>>

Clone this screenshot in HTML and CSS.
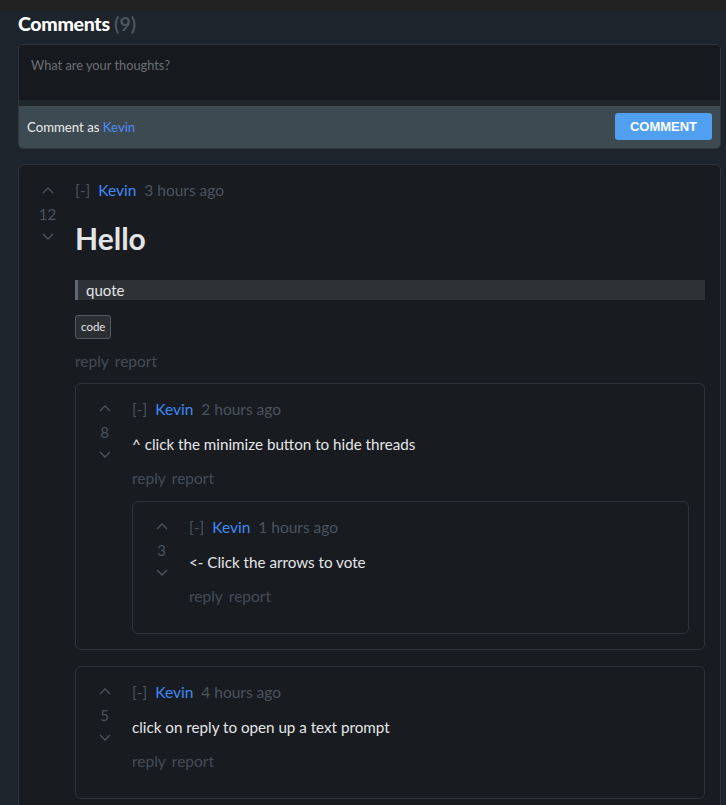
FILE: index.html
```html
<!DOCTYPE html>
<html>
<head>
<meta charset="utf-8">
<link rel="stylesheet" href="styles.css">
</head>
<body>
<div class="topbar"></div>
<main class="wrap">
  <h2 class="title">Comments <span class="count">(9)</span></h2>
  <div class="composer">
    <div class="textarea">What are your thoughts?</div>
    <div class="composer-foot">
      <span>Comment as <span class="user">Kevin</span></span>
      <button class="btn">COMMENT</button>
    </div>
  </div>

  <div class="comment top">
    <div class="votes">
      <svg class="chev" viewBox="0 0 12 7"><path d="M1 6 L6 1 L11 6"/></svg>
      <span class="score">12</span>
      <svg class="chev" viewBox="0 0 12 7"><path d="M1 1 L6 6 L11 1"/></svg>
    </div>
    <div class="body">
      <div class="meta"><span class="toggle">[-]</span><span class="user">Kevin</span><span class="time">3 hours ago</span></div>
      <h1 class="hello">Hello</h1>
      <blockquote class="quote">quote</blockquote>
      <code class="code">code</code>
      <div class="actions"><span>reply</span><span>report</span></div>

      <div class="comment">
        <div class="votes">
          <svg class="chev" viewBox="0 0 12 7"><path d="M1 6 L6 1 L11 6"/></svg>
          <span class="score">8</span>
          <svg class="chev" viewBox="0 0 12 7"><path d="M1 1 L6 6 L11 1"/></svg>
        </div>
        <div class="body">
          <div class="meta"><span class="toggle">[-]</span><span class="user">Kevin</span><span class="time">2 hours ago</span></div>
          <p class="text">^ click the minimize button to hide threads</p>
          <div class="actions"><span>reply</span><span>report</span></div>

          <div class="comment">
            <div class="votes">
              <svg class="chev" viewBox="0 0 12 7"><path d="M1 6 L6 1 L11 6"/></svg>
              <span class="score">3</span>
              <svg class="chev" viewBox="0 0 12 7"><path d="M1 1 L6 6 L11 1"/></svg>
            </div>
            <div class="body">
              <div class="meta"><span class="toggle">[-]</span><span class="user">Kevin</span><span class="time">1 hours ago</span></div>
              <p class="text">&lt;- Click the arrows to vote</p>
              <div class="actions"><span>reply</span><span>report</span></div>
            </div>
          </div>
        </div>
      </div>

      <div class="comment">
        <div class="votes">
          <svg class="chev" viewBox="0 0 12 7"><path d="M1 6 L6 1 L11 6"/></svg>
          <span class="score">5</span>
          <svg class="chev" viewBox="0 0 12 7"><path d="M1 1 L6 6 L11 1"/></svg>
        </div>
        <div class="body">
          <div class="meta"><span class="toggle">[-]</span><span class="user">Kevin</span><span class="time">4 hours ago</span></div>
          <p class="text">click on reply to open up a text prompt</p>
          <div class="actions"><span>reply</span><span>report</span></div>
        </div>
      </div>
    </div>
  </div>
</main>
</body>
</html>
```
FILE: styles.css
```css
html, body {
  margin: 0;
  padding: 0;
  background: #1e242b;
  font-family: Lato, "Open Sans", sans-serif;
  color: #e4e6e8;
  height: 100%;
  overflow: hidden;
}
.topbar {
  height: 11px;
  background: #222222;
}
.wrap {
  padding-left: 18px;
  width: 703px;
}
.title {
  margin: 0;
  padding-top: 1px;
  height: 32px;
  font-size: 19.5px;
  font-weight: 900;
  color: #ffffff;
  letter-spacing: -0.3px;
  line-height: 24px;
}
.count {
  color: #4a5560;
  font-weight: 700;
  letter-spacing: 0;
}
.composer {
  border: 1px solid #2d363e;
  border-radius: 5px;
  overflow: hidden;
  background: #1f262c;
}
.textarea {
  height: 55px;
  background: #161a1e;
  box-sizing: border-box;
  padding: 12px 12px;
  font-size: 12.8px;
  color: #6c7074;
}
.composer-foot {
  margin-top: 6px;
  height: 42px;
  background: #3e4a52;
  display: flex;
  align-items: center;
  justify-content: space-between;
  padding: 0 8px 0 8px;
  font-size: 13.2px;
  color: #e8eaec;
}
.user {
  color: #4a8cf6;
}
.btn {
  width: 97px;
  height: 27px;
  border: none;
  border-radius: 3px;
  background: #509ff0;
  color: #ffffff;
  font-family: "Liberation Sans", Arial, sans-serif;
  font-weight: 700;
  font-size: 13px;
  margin-top: -1px;
}
.comment {
  display: flex;
  border: 1px solid #2c333a;
  border-radius: 6px;
  background: #181c21;
  padding: 15px 15px 17px 10px;
}
.comment.top {
  margin-top: 15px;
  padding-top: 16px;
  padding-bottom: 20px;
}
.votes {
  width: 37px;
  flex: none;
  display: flex;
  flex-direction: column;
  align-items: center;
  padding-top: 6px;
  margin-right: 9px;
}
.chev {
  width: 12px;
  height: 7px;
  fill: none;
  stroke: #4a535d;
  stroke-width: 1.4;
}
.score {
  font-size: 15px;
  color: #4a535d;
  line-height: 20px;
  margin: 10px 0 9px;
}
.body {
  flex: 1;
  min-width: 0;
}
.meta {
  height: 20px;
  line-height: 20px;
  font-size: 15.5px;
  display: flex;
  gap: 8px;
  color: #4a535d;
}
.top > .body > .meta {
  margin-top: -1px;
}
.meta .user {
  color: #3f89f7;
}
.hello {
  margin: 16px 0 0;
  font-size: 30px;
  font-weight: 700;
  line-height: 44px;
  height: 44px;
  color: #e3e4e6;
}
.quote {
  margin: 20px 0 0;
  background: #2e3236;
  border-left: 3px solid #5d6875;
  padding: 0 8px;
  height: 20px;
  line-height: 20px;
  font-size: 15px;
  color: #e3e4e6;
}
.code {
  display: inline-block;
  margin-top: 15px;
  font-family: Lato, "Open Sans", sans-serif;
  font-size: 11.5px;
  background: #2b2f33;
  border: 1px solid #555a60;
  border-radius: 3px;
  padding: 0 5px;
  height: 22px;
  line-height: 22px;
  color: #e3e4e6;
}
.top > .body > .actions {
  margin-top: 12px;
}
.text {
  margin: 15px 0 0;
  font-size: 15.2px;
  line-height: 20px;
  height: 20px;
  color: #e4e6e8;
}
.actions {
  margin-top: 14px;
  height: 20px;
  line-height: 20px;
  font-size: 15.5px;
  color: #434c56;
  display: flex;
  gap: 6px;
}
.actions:last-child {
  margin-bottom: 10px;
}
.actions + .comment {
  margin-top: 12px;
}
.comment .comment .actions + .comment {
  margin-top: 13px;
}
.comment .comment .body > .comment:last-child {
  margin-bottom: -2px;
}
.comment + .comment {
  margin-top: 16px;
}
```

<<

Copy the whole listing above word for word but do not carry over the pictures.

Clone this screenshot in HTML and CSS.
FILE: index.html
```html
<!DOCTYPE html>
<html>
<head>
<meta charset="utf-8">
<link rel="stylesheet" href="styles.css">
</head>
<body>
<div class="topbar"></div>
<main class="wrap">
  <h2 class="title">Comments <span class="count">(9)</span></h2>
  <div class="composer">
    <div class="textarea">What are your thoughts?</div>
    <div class="composer-foot">
      <span>Comment as <span class="user">Kevin</span></span>
      <button class="btn">COMMENT</button>
    </div>
  </div>

  <div class="comment top">
    <div class="votes">
      <svg class="chev" viewBox="0 0 12 7"><path d="M1 6 L6 1 L11 6"/></svg>
      <span class="score">12</span>
      <svg class="chev" viewBox="0 0 12 7"><path d="M1 1 L6 6 L11 1"/></svg>
    </div>
    <div class="body">
      <div class="meta"><span class="toggle">[-]</span><span class="user">Kevin</span><span class="time">3 hours ago</span></div>
      <h1 class="hello">Hello</h1>
      <blockquote class="quote">quote</blockquote>
      <code class="code">code</code>
      <div class="actions"><span>reply</span><span>report</span></div>

      <div class="comment">
        <div class="votes">
          <svg class="chev" viewBox="0 0 12 7"><path d="M1 6 L6 1 L11 6"/></svg>
          <span class="score">8</span>
          <svg class="chev" viewBox="0 0 12 7"><path d="M1 1 L6 6 L11 1"/></svg>
        </div>
        <div class="body">
          <div class="meta"><span class="toggle">[-]</span><span class="user">Kevin</span><span class="time">2 hours ago</span></div>
          <p class="text">^ click the minimize button to hide threads</p>
          <div class="actions"><span>reply</span><span>report</span></div>

          <div class="comment">
            <div class="votes">
              <svg class="chev" viewBox="0 0 12 7"><path d="M1 6 L6 1 L11 6"/></svg>
              <span class="score">3</span>
              <svg class="chev" viewBox="0 0 12 7"><path d="M1 1 L6 6 L11 1"/></svg>
            </div>
            <div class="body">
              <div class="meta"><span class="toggle">[-]</span><span class="user">Kevin</span><span class="time">1 hours ago</span></div>
              <p class="text">&lt;- Click the arrows to vote</p>
              <div class="actions"><span>reply</span><span>report</span></div>
            </div>
          </div>
        </div>
      </div>

      <div class="comment">
        <div class="votes">
          <svg class="chev" viewBox="0 0 12 7"><path d="M1 6 L6 1 L11 6"/></svg>
          <span class="score">5</span>
          <svg class="chev" viewBox="0 0 12 7"><path d="M1 1 L6 6 L11 1"/></svg>
        </div>
        <div class="body">
          <div class="meta"><span class="toggle">[-]</span><span class="user">Kevin</span><span class="time">4 hours ago</span></div>
          <p class="text">click on reply to open up a text prompt</p>
          <div class="actions"><span>reply</span><span>report</span></div>
        </div>
      </div>
    </div>
  </div>
</main>
</body>
</html>
```
FILE: styles.css
```css
html, body {
  margin: 0;
  padding: 0;
  background: #1e242b;
  font-family: Lato, "Open Sans", sans-serif;
  color: #e4e6e8;
  height: 100%;
  overflow: hidden;
}
.topbar {
  height: 11px;
  background: #222222;
}
.wrap {
  padding-left: 18px;
  width: 703px;
}
.title {
  margin: 0;
  padding-top: 1px;
  height: 32px;
  font-size: 19.5px;
  font-weight: 900;
  color: #ffffff;
  letter-spacing: -0.3px;
  line-height: 24px;
}
.count {
  color: #4a5560;
  font-weight: 700;
  letter-spacing: 0;
}
.composer {
  border: 1px solid #2d363e;
  border-radius: 5px;
  overflow: hidden;
  background: #1f262c;
}
.textarea {
  height: 55px;
  background: #161a1e;
  box-sizing: border-box;
  padding: 12px 12px;
  font-size: 12.8px;
  color: #6c7074;
}
.composer-foot {
  margin-top: 6px;
  height: 42px;
  background: #3e4a52;
  display: flex;
  align-items: center;
  justify-content: space-between;
  padding: 0 8px 0 8px;
  font-size: 13.2px;
  color: #e8eaec;
}
.user {
  color: #4a8cf6;
}
.btn {
  width: 97px;
  height: 27px;
  border: none;
  border-radius: 3px;
  background: #509ff0;
  color: #ffffff;
  font-family: "Liberation Sans", Arial, sans-serif;
  font-weight: 700;
  font-size: 13px;
  margin-top: -1px;
}
.comment {
  display: flex;
  border: 1px solid #2c333a;
  border-radius: 6px;
  background: #181c21;
  padding: 15px 15px 17px 10px;
}
.comment.top {
  margin-top: 15px;
  padding-top: 16px;
  padding-bottom: 20px;
}
.votes {
  width: 37px;
  flex: none;
  display: flex;
  flex-direction: column;
  align-items: center;
  padding-top: 6px;
  margin-right: 9px;
}
.chev {
  width: 12px;
  height: 7px;
  fill: none;
  stroke: #4a535d;
  stroke-width: 1.4;
}
.score {
  font-size: 15px;
  color: #4a535d;
  line-height: 20px;
  margin: 10px 0 9px;
}
.body {
  flex: 1;
  min-width: 0;
}
.meta {
  height: 20px;
  line-height: 20px;
  font-size: 15.5px;
  display: flex;
  gap: 8px;
  color: #4a535d;
}
.top > .body > .meta {
  margin-top: -1px;
}
.meta .user {
  color: #3f89f7;
}
.hello {
  margin: 16px 0 0;
  font-size: 30px;
  font-weight: 700;
  line-height: 44px;
  height: 44px;
  color: #e3e4e6;
}
.quote {
  margin: 20px 0 0;
  background: #2e3236;
  border-left: 3px solid #5d6875;
  padding: 0 8px;
  height: 20px;
  line-height: 20px;
  font-size: 15px;
  color: #e3e4e6;
}
.code {
  display: inline-block;
  margin-top: 15px;
  font-family: Lato, "Open Sans", sans-serif;
  font-size: 11.5px;
  background: #2b2f33;
  border: 1px solid #555a60;
  border-radius: 3px;
  padding: 0 5px;
  height: 22px;
  line-height: 22px;
  color: #e3e4e6;
}
.top > .body > .actions {
  margin-top: 12px;
}
.text {
  margin: 15px 0 0;
  font-size: 15.2px;
  line-height: 20px;
  height: 20px;
  color: #e4e6e8;
}
.actions {
  margin-top: 14px;
  height: 20px;
  line-height: 20px;
  font-size: 15.5px;
  color: #434c56;
  display: flex;
  gap: 6px;
}
.actions:last-child {
  margin-bottom: 10px;
}
.actions + .comment {
  margin-top: 12px;
}
.comment .comment .actions + .comment {
  margin-top: 13px;
}
.comment .comment .body > .comment:last-child {
  margin-bottom: -2px;
}
.comment + .comment {
  margin-top: 16px;
}
```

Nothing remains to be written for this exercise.